> [Exercise]
Retype the opening lines of the listing below, ending with the line that contains "</app-shell>", and leave out any pictures.

> [Recorded data]
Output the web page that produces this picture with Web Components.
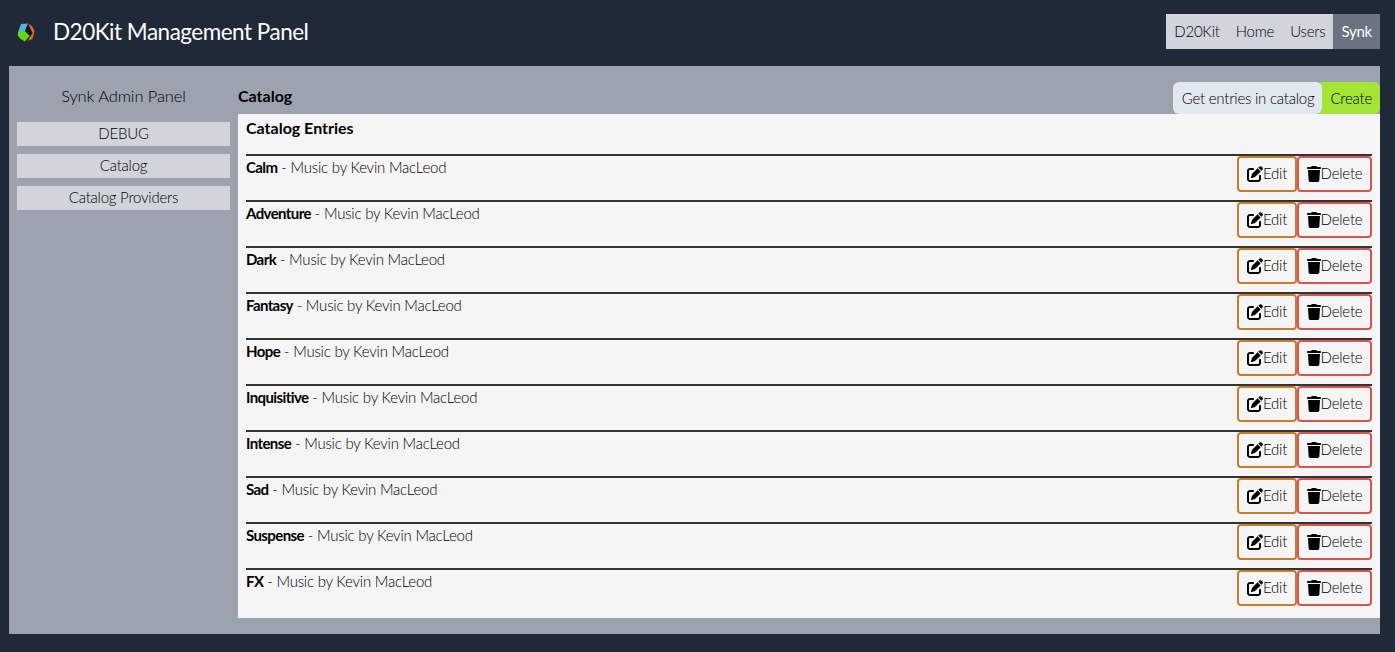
<!DOCTYPE html>
<html>
<head>
<meta charset="utf-8">
<title>D20Kit Management Panel</title>
<style>
  html, body { margin: 0; height: 100%; }
  body {
    background: #1f2937;
    color: #000;
    font-family: Lato, "Open Sans", sans-serif;
    font-size: 15px;
    font-weight: 300;
    letter-spacing: -0.22px;
  }
</style>
</head>
<body>
<app-shell>
  <app-header slot="header" title-text="D20Kit Management Panel">
    <nav-tab>D20Kit</nav-tab>
    <nav-tab>Home</nav-tab>
    <nav-tab>Users</nav-tab>
    <nav-tab active>Synk</nav-tab>
  </app-header>
  <side-menu slot="side" heading="Synk Admin Panel">
    <menu-item>DEBUG</menu-item>
    <menu-item>Catalog</menu-item>
    <menu-item>Catalog Providers</menu-item>
  </side-menu>
  <catalog-view slot="main" heading="Catalog" list-title="Catalog Entries">
    <catalog-entry name="Calm">Music by Kevin MacLeod</catalog-entry>
    <catalog-entry name="Adventure">Music by Kevin MacLeod</catalog-entry>
    <catalog-entry name="Dark">Music by Kevin MacLeod</catalog-entry>
    <catalog-entry name="Fantasy">Music by Kevin MacLeod</catalog-entry>
    <catalog-entry name="Hope">Music by Kevin MacLeod</catalog-entry>
    <catalog-entry name="Inquisitive">Music by Kevin MacLeod</catalog-entry>
    <catalog-entry name="Intense">Music by Kevin MacLeod</catalog-entry>
    <catalog-entry name="Sad">Music by Kevin MacLeod</catalog-entry>
    <catalog-entry name="Suspense">Music by Kevin MacLeod</catalog-entry>
    <catalog-entry name="FX">Music by Kevin MacLeod</catalog-entry>
  </catalog-view>
</app-shell>

<script>
function shadow(el, html) {
  el.attachShadow({ mode: 'open' });
  el.shadowRoot.innerHTML = html;
}

class AppShell extends HTMLElement {
  constructor() {
    super();
    shadow(this, `
      <style>
        :host { display: block; }
        .body {
          background: #9ca3af;
          display: flex;
          height: 568px;
          margin: 0 15px 0 9px;
        }
      </style>
      <slot name="header"></slot>
      <div class="body">
        <slot name="side"></slot>
        <slot name="main"></slot>
      </div>
    `);
  }
}

class AppHeader extends HTMLElement {
  constructor() {
    super();
    shadow(this, `
      <style>
        :host {
          align-items: center;
          display: flex;
          height: 66px;
          padding: 0 15px 0 17px;
        }
        svg { display: block; height: 19px; width: 18px; margin-top: -2px; }
        h1 {
          color: #fff;
          flex: 1;
          font-size: 22.5px;
          font-weight: 400;
          letter-spacing: -0.5px;
          line-height: 30px;
          margin: -2px 0 0 18px;
        }
        nav { display: flex; background: #d1d5db; margin-top: -3px; }
      </style>
      <svg viewBox="0 0 18 19">
        <polygon points="4,1 11,0.5 8,8 1.5,8" fill="#4fb4e6"/>
        <polygon points="11,0.5 15,3 17.5,8 15.5,16 10.5,18 15.5,10" fill="#e8662a"/>
        <polygon points="1.5,8 8,8 13,13 8,18.5 3,15.5 0.5,12" fill="#62d61c"/>
        <polygon points="11,1 15.5,10 13,13 8,8" fill="#15181c"/>
        <polygon points="13,13 15.5,10 10.5,18 8,18.5" fill="#16320f"/>
      </svg>
      <h1></h1>
      <nav><slot></slot></nav>
    `);
    this.shadowRoot.querySelector('h1').textContent = this.getAttribute('title-text');
  }
}

class NavTab extends HTMLElement {
  constructor() {
    super();
    shadow(this, `
      <style>
        :host {
          color: #000;
          display: block;
          line-height: 35px;
          padding: 0 8px;
        }
        :host([active]) { background: #6b7280; color: #fff; font-weight: 400; }
      </style>
      <slot></slot>
    `);
  }
}

class SideMenu extends HTMLElement {
  constructor() {
    super();
    shadow(this, `
      <style>
        :host {
          box-sizing: border-box;
          display: flex;
          flex-direction: column;
          flex: none;
          gap: 8px;
          padding: 16px 8px;
          width: 229px;
        }
        h2 {
          color: #000;
          font-size: 16.5px;
          font-weight: 300;
          letter-spacing: -0.1px;
          line-height: 28px;
          margin: 0 0 4px;
          text-align: center;
        }
      </style>
      <h2></h2>
      <slot></slot>
    `);
    this.shadowRoot.querySelector('h2').textContent = this.getAttribute('heading');
  }
}

class MenuItem extends HTMLElement {
  constructor() {
    super();
    shadow(this, `
      <style>
        :host {
          background: #d1d5db;
          color: #000;
          display: block;
          line-height: 23px;
          height: 24px;
          text-align: center;
        }
      </style>
      <slot></slot>
    `);
  }
}

class CatalogView extends HTMLElement {
  constructor() {
    super();
    shadow(this, `
      <style>
        :host { display: block; flex: 1; min-width: 0; padding-top: 16px; }
        .top { align-items: flex-end; display: flex; height: 32px; }
        h2 {
          flex: 1;
          font-size: 16px;
          font-weight: 700;
          letter-spacing: 0;
          line-height: 28px;
          margin: 0;
          align-self: flex-start;
        }
        .btn { border-radius: 6px; color: #000; line-height: 32px; padding: 0 8px; }
        .get { background: #e2e8f0; padding: 0 8px 0 9px; position: relative; }
        .create { background: #a3e635; margin-left: -6px; padding-left: 14px; }
        .panel { background: #f5f5f5; height: 504px; padding: 0 8px; box-sizing: border-box; }
        h3 {
          font-size: 16px;
          font-weight: 700;
          letter-spacing: 0;
          line-height: 28px;
          margin: 0;
          padding-bottom: 12px;
        }
      </style>
      <div class="top">
        <h2></h2>
        <div class="btn get">Get entries in catalog</div>
        <div class="btn create">Create</div>
      </div>
      <div class="panel">
        <h3></h3>
        <slot></slot>
      </div>
    `);
    this.shadowRoot.querySelector('h2').textContent = this.getAttribute('heading');
    this.shadowRoot.querySelector('h3').textContent = this.getAttribute('list-title');
  }
}

const editIcon = `<svg viewBox="0 0 512 512"><path d="M471.6 21.7c-21.9-21.9-57.3-21.9-79.2 0L362.3 51.7l97.9 97.9 30.1-30.1c21.9-21.9 21.9-57.3 0-79.2L471.6 21.7zm-299.2 220c-6.1 6.1-10.8 13.6-13.5 21.9l-29.6 88.8c-2.9 8.6-.6 18.1 5.8 24.6s15.9 8.7 24.6 5.8l88.8-29.6c8.2-2.7 15.7-7.4 21.9-13.5L437.7 172.3 339.7 74.3 172.4 241.7zM96 64C43 64 0 107 0 160V416c0 53 43 96 96 96H352c53 0 96-43 96-96V320c0-17.7-14.3-32-32-32s-32 14.3-32 32v96c0 17.7-14.3 32-32 32H96c-17.7 0-32-14.3-32-32V160c0-17.7 14.3-32 32-32h96c17.7 0 32-14.3 32-32s-14.3-32-32-32H96z"/></svg>`;
const trashIcon = `<svg viewBox="0 0 448 512"><path d="M135.2 17.7L128 32H32C14.3 32 0 46.3 0 64S14.3 96 32 96H416c17.7 0 32-14.3 32-32s-14.3-32-32-32H320l-7.2-14.3C307.4 6.8 296.3 0 284.2 0H163.8c-12.1 0-23.2 6.8-28.6 17.7zM416 128H32L53.2 467c1.6 25.3 22.6 45 47.9 45H346.9c25.3 0 46.3-19.7 47.9-45L416 128z"/></svg>`;

class CatalogEntry extends HTMLElement {
  constructor() {
    super();
    shadow(this, `
      <style>
        :host {
          border-top: 2px solid #333;
          display: flex;
          height: 44px;
          justify-content: space-between;
        }
        .text { color: #000; line-height: 22px; }
        b { color: #000; font-weight: 700; letter-spacing: -0.6px; }
        .actions { display: flex; height: 36px; }
        .action {
          align-items: center;
          border: 2px solid;
          border-radius: 4px;
          box-sizing: border-box;
          color: #000;
          display: flex;
          justify-content: center;
        }
        .action span { margin-top: -2px; }
        .edit { border-color: #c77d2e; width: 60px; }
        .delete { border-color: #d9534f; width: 75px; }
        svg { display: block; fill: #000; height: 16px; }
      </style>
      <div class="text"><b></b> - <slot></slot></div>
      <div class="actions">
        <div class="action edit">${editIcon}<span>Edit</span></div>
        <div class="action delete">${trashIcon}<span>Delete</span></div>
      </div>
    `);
    this.shadowRoot.querySelector('b').textContent = this.getAttribute('name');
  }
}

customElements.define('app-shell', AppShell);
customElements.define('app-header', AppHeader);
customElements.define('nav-tab', NavTab);
customElements.define('side-menu', SideMenu);
customElements.define('menu-item', MenuItem);
customElements.define('catalog-view', CatalogView);
customElements.define('catalog-entry', CatalogEntry);
</script>
</body>
</html>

> [Solution to this exercise]
Output the web page that produces this picture with Web Components.
<!DOCTYPE html>
<html>
<head>
<meta charset="utf-8">
<title>D20Kit Management Panel</title>
<style>
  html, body { margin: 0; height: 100%; }
  body {
    background: #1f2937;
    color: #000;
    font-family: Lato, "Open Sans", sans-serif;
    font-size: 15px;
    font-weight: 300;
    letter-spacing: -0.22px;
  }
</style>
</head>
<body>
<app-shell>
  <app-header slot="header" title-text="D20Kit Management Panel">
    <nav-tab>D20Kit</nav-tab>
    <nav-tab>Home</nav-tab>
    <nav-tab>Users</nav-tab>
    <nav-tab active>Synk</nav-tab>
  </app-header>
  <side-menu slot="side" heading="Synk Admin Panel">
    <menu-item>DEBUG</menu-item>
    <menu-item>Catalog</menu-item>
    <menu-item>Catalog Providers</menu-item>
  </side-menu>
  <catalog-view slot="main" heading="Catalog" list-title="Catalog Entries">
    <catalog-entry name="Calm">Music by Kevin MacLeod</catalog-entry>
    <catalog-entry name="Adventure">Music by Kevin MacLeod</catalog-entry>
    <catalog-entry name="Dark">Music by Kevin MacLeod</catalog-entry>
    <catalog-entry name="Fantasy">Music by Kevin MacLeod</catalog-entry>
    <catalog-entry name="Hope">Music by Kevin MacLeod</catalog-entry>
    <catalog-entry name="Inquisitive">Music by Kevin MacLeod</catalog-entry>
    <catalog-entry name="Intense">Music by Kevin MacLeod</catalog-entry>
    <catalog-entry name="Sad">Music by Kevin MacLeod</catalog-entry>
    <catalog-entry name="Suspense">Music by Kevin MacLeod</catalog-entry>
    <catalog-entry name="FX">Music by Kevin MacLeod</catalog-entry>
  </catalog-view>
</app-shell>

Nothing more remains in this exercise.